-- Start --

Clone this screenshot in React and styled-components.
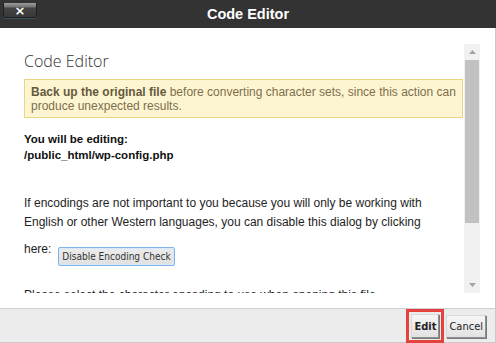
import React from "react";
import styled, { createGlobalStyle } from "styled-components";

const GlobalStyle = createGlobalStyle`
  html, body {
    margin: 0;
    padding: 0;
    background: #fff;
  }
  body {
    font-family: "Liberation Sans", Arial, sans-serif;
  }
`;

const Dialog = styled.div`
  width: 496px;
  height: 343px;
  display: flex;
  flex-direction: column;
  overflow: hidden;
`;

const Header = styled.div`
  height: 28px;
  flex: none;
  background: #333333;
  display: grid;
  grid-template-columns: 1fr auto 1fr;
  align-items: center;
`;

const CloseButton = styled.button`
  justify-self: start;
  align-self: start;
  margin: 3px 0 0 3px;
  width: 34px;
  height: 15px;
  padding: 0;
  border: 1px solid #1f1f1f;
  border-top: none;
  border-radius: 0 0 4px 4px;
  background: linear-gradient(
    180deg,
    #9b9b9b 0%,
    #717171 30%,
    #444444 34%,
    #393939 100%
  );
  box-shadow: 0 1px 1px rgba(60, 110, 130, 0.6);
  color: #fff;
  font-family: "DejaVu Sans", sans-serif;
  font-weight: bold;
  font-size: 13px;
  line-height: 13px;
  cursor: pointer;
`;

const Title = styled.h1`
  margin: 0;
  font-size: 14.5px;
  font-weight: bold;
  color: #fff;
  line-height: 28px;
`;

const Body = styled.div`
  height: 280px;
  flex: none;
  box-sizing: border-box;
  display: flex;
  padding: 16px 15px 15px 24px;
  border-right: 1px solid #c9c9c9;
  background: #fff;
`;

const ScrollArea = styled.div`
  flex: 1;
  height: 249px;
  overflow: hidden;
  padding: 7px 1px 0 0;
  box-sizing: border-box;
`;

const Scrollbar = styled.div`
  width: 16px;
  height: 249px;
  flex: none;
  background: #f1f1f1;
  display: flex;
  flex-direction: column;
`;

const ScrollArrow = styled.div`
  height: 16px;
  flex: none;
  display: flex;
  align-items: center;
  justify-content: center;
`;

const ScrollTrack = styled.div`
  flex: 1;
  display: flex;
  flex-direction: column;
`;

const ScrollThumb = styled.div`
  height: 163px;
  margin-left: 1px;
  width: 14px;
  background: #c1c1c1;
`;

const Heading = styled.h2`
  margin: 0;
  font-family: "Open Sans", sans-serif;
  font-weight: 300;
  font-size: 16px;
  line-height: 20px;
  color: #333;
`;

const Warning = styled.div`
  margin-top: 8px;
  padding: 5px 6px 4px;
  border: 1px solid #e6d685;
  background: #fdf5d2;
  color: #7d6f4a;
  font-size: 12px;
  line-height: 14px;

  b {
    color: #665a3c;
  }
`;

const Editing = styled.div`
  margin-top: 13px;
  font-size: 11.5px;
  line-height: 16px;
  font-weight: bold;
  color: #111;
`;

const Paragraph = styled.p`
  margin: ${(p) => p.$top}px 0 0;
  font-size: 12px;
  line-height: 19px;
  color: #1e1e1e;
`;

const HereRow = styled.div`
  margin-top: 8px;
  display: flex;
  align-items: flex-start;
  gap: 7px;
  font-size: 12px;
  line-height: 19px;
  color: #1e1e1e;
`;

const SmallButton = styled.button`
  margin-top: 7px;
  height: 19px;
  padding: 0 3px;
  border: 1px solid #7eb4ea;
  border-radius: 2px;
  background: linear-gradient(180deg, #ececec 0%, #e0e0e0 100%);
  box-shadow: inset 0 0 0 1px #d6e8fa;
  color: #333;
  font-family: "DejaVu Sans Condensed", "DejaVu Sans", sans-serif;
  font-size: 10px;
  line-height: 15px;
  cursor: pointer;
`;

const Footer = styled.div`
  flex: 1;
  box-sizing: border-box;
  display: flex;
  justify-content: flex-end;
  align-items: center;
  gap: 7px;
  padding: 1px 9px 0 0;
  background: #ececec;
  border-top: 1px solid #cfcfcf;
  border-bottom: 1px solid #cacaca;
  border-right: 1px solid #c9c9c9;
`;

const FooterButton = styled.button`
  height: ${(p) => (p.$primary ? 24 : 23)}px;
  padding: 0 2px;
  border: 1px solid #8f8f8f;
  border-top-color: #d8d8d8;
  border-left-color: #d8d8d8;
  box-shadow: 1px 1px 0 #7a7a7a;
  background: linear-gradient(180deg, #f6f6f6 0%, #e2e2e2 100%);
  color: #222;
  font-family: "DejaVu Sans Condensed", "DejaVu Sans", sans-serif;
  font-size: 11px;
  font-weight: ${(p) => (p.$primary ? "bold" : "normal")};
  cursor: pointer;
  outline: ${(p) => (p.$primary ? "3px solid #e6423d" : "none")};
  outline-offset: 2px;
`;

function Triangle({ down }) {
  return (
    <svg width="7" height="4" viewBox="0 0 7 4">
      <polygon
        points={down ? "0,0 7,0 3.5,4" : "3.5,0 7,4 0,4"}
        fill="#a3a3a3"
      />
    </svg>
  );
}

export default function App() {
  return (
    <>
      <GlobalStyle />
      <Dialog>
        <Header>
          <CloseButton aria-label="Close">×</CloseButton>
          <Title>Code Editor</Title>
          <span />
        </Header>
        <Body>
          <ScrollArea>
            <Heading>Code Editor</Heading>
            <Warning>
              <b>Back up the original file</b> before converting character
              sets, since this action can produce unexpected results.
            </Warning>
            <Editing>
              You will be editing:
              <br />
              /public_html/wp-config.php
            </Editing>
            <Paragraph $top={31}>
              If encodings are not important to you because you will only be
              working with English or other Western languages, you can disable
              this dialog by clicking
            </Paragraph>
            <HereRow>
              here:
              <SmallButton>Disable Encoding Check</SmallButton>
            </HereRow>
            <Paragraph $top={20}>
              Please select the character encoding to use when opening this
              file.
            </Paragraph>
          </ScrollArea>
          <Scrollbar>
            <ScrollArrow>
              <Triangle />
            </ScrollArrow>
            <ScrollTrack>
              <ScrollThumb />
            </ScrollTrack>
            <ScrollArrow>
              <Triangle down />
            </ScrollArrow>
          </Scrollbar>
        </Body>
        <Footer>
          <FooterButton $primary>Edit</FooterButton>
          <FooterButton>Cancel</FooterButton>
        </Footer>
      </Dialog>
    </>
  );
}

-- End --
-- Start --

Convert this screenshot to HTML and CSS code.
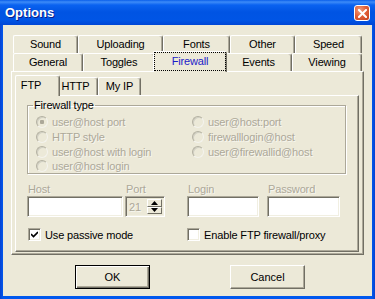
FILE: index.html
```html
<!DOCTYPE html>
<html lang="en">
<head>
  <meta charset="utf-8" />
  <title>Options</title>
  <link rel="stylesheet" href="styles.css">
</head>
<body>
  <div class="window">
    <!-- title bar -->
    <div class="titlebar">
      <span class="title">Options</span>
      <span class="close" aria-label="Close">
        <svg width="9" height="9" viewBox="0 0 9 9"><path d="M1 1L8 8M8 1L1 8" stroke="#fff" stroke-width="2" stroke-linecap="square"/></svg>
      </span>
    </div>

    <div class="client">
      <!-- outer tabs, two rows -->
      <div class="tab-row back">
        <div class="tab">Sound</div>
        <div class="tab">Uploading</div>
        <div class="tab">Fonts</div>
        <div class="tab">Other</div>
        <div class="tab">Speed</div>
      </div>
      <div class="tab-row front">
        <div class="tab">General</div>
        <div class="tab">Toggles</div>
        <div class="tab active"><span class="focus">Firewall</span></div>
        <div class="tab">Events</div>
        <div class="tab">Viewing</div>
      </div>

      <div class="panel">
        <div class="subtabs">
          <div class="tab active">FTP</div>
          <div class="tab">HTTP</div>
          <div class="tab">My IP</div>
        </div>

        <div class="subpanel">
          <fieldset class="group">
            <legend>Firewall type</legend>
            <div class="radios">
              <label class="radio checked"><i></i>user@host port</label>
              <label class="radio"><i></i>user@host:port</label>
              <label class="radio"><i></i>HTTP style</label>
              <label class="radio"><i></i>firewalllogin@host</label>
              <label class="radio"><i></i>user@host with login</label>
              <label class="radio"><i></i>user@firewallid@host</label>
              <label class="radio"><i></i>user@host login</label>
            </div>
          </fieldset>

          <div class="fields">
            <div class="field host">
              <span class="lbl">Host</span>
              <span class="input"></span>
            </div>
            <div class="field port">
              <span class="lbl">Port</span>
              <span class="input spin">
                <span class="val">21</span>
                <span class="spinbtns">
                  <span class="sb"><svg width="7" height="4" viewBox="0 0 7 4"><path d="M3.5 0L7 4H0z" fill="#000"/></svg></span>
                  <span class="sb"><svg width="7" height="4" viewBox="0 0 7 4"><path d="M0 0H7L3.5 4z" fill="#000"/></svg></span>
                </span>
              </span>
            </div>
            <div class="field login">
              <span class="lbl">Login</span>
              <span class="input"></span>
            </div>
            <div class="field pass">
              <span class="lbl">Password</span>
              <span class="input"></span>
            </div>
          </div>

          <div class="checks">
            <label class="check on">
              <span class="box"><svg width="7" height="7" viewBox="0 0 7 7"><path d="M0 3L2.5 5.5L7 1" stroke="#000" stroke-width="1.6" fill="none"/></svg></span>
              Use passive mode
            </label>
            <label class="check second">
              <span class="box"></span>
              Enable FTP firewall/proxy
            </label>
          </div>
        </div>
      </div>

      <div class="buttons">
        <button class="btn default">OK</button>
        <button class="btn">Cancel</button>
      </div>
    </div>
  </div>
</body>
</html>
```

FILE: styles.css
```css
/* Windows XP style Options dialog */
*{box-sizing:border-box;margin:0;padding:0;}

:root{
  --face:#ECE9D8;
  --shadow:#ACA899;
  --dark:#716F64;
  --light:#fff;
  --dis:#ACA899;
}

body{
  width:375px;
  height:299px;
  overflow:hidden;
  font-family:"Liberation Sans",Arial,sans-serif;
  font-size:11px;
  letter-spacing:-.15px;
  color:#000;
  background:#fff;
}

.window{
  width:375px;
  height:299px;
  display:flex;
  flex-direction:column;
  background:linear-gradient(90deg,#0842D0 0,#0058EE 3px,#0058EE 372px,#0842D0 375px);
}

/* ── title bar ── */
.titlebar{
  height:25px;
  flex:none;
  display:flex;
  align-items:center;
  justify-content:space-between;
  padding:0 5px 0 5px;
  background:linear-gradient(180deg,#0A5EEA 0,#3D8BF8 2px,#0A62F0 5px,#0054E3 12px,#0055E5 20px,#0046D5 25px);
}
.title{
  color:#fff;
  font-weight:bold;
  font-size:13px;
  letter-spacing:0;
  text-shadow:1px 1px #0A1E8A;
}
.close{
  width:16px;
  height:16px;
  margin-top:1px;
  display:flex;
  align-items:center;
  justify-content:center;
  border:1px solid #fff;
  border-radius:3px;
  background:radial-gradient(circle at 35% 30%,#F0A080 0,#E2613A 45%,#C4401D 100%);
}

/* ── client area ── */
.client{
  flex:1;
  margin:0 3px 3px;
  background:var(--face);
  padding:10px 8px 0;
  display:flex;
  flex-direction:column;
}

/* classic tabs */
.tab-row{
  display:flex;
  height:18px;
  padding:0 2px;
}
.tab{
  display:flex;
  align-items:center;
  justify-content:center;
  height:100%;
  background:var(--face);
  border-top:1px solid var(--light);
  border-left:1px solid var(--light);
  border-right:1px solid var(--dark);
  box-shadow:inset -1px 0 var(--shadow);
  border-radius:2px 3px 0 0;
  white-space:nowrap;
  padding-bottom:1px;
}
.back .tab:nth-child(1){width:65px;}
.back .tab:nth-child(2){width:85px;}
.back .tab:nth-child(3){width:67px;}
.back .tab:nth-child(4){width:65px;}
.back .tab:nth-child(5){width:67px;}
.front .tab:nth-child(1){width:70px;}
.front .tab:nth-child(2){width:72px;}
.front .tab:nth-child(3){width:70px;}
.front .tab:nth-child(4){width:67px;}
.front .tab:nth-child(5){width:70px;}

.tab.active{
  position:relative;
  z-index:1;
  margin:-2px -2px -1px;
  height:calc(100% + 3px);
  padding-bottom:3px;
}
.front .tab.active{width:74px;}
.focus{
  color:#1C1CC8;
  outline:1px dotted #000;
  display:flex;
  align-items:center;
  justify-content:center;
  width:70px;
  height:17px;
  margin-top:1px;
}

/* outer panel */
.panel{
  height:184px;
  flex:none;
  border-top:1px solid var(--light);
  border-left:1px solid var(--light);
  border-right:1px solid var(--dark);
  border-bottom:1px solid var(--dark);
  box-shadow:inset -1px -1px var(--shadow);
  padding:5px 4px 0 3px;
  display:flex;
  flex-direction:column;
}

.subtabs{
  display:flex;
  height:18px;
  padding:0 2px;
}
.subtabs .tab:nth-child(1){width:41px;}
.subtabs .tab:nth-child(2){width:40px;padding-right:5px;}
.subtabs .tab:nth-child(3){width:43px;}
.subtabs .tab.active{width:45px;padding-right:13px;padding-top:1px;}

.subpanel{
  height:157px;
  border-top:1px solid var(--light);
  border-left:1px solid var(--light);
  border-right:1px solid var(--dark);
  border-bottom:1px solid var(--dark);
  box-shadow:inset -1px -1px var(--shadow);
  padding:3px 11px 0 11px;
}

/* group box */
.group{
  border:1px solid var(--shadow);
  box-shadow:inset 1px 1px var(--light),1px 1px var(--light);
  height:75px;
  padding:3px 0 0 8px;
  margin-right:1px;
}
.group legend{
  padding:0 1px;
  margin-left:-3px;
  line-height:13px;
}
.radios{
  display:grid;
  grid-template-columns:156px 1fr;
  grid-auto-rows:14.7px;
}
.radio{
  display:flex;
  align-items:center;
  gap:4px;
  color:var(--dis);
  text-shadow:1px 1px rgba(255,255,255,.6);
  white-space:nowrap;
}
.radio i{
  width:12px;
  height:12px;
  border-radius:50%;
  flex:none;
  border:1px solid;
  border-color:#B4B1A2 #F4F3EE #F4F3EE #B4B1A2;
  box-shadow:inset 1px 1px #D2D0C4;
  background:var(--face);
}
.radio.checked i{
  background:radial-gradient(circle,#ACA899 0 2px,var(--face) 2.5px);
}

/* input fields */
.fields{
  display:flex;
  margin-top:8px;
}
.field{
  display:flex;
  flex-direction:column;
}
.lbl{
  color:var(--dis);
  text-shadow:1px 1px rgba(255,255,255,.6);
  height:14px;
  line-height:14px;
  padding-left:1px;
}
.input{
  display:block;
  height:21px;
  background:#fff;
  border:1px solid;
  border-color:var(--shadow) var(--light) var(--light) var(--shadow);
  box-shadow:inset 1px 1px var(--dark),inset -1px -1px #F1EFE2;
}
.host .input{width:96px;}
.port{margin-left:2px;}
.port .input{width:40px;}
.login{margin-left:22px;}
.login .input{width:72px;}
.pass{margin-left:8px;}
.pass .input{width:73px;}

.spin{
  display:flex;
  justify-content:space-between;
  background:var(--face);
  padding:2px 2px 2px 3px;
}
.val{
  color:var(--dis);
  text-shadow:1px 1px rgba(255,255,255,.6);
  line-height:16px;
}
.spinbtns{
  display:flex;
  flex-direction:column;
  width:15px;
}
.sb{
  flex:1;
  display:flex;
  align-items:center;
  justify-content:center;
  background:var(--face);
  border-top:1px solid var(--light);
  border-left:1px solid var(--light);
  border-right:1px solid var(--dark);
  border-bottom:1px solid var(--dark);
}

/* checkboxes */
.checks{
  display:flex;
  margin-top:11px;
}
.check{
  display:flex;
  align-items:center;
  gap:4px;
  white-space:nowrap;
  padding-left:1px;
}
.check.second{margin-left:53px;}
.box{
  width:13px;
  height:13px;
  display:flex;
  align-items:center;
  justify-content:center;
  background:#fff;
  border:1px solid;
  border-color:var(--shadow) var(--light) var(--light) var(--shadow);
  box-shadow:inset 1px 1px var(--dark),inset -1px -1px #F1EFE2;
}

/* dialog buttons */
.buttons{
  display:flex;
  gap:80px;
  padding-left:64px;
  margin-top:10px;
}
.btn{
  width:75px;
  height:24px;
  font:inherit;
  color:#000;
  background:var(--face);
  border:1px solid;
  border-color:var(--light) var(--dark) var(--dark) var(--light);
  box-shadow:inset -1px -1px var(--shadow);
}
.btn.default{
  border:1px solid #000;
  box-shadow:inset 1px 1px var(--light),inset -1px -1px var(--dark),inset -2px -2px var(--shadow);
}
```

-- End --

AIM :: Show every line from the entries above in which the word "React" appears.

SOLVED EXERCISE ::
Clone this screenshot in React and styled-components.
import React from "react";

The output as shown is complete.